Newspaper editors protected from revealing confidential sources

Post categories

  1. Protecting Sources and Materials

    NMU         IOWA         Confidentiality/Privilege         Jun 17, 2002    

Newspaper editors protected from revealing confidential sources

  • The Waterloo-Cedar Falls Courier sued a community college over alleged violations of the state Open Meetings Act, and the college retaliated by demanding the names of sources that talked confidentially about the meetings.

Two editors for an Iowa newspaper do not have to reveal who talked to them confidentially about a college board’s closed-door meetings that led to the firing of the college president, the Iowa Supreme Court ruled on June 12.

Editor Saul Shapiro and Managing Editor Nancy Raffensperger Newhoff of the Waterloo-Cedar Falls Courier were protected by a reporter’s privilege against revealing confidential sources, and they did not waive the privilege, the court ruled.

The newspaper sued Hawkeye Community College in 1999 after the college board held two closed-door meetings that resulted in the president’s firing.

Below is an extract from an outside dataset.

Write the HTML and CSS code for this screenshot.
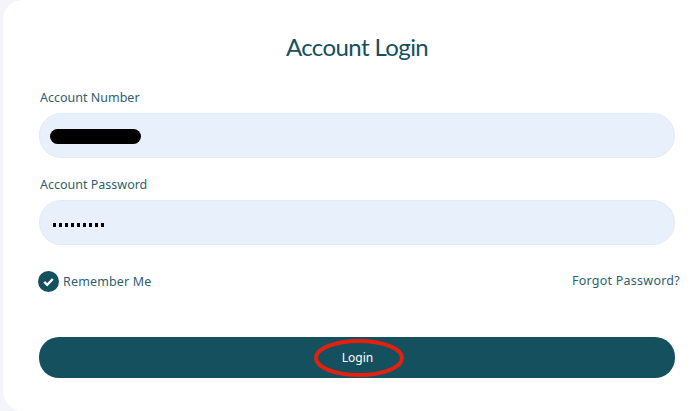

The paper claimed that the board violated the state Open Meetings Act.

After the paper filed the lawsuit, the two editors talked with two sources who attended the closed meetings. The editors promised not to reveal the sources’ identities.

In its defense of the open-meetings lawsuit, the board demanded that the editors identify their sources and turn over their notes from those interviews. The trial judge ordered the editors to show him the information in private so that he could review it and decide whether the college should get it.

The state Supreme Court overruled the trial judge.

The college argued that the reporter’s privilege did not apply to the editors because they were not acting as journalists when they interviewed the confidential sources. Instead, they were gathering information for their lawsuit, the college argued.

The high court disagreed, finding that the editors were gathering news that resulted in at least one article for the Courier.

The college claimed that the newspaper had waived the privilege by filing its lawsuit. But the court found that the editors, not the newspaper, held the privilege. Only the editors could waive it, and they had not, the court ruled.

“In fact, to ensure their actions would not constitute a waiver, the Courier and its editors have emphasized the material obtained from the informants will not be used in litigation,” the court noted.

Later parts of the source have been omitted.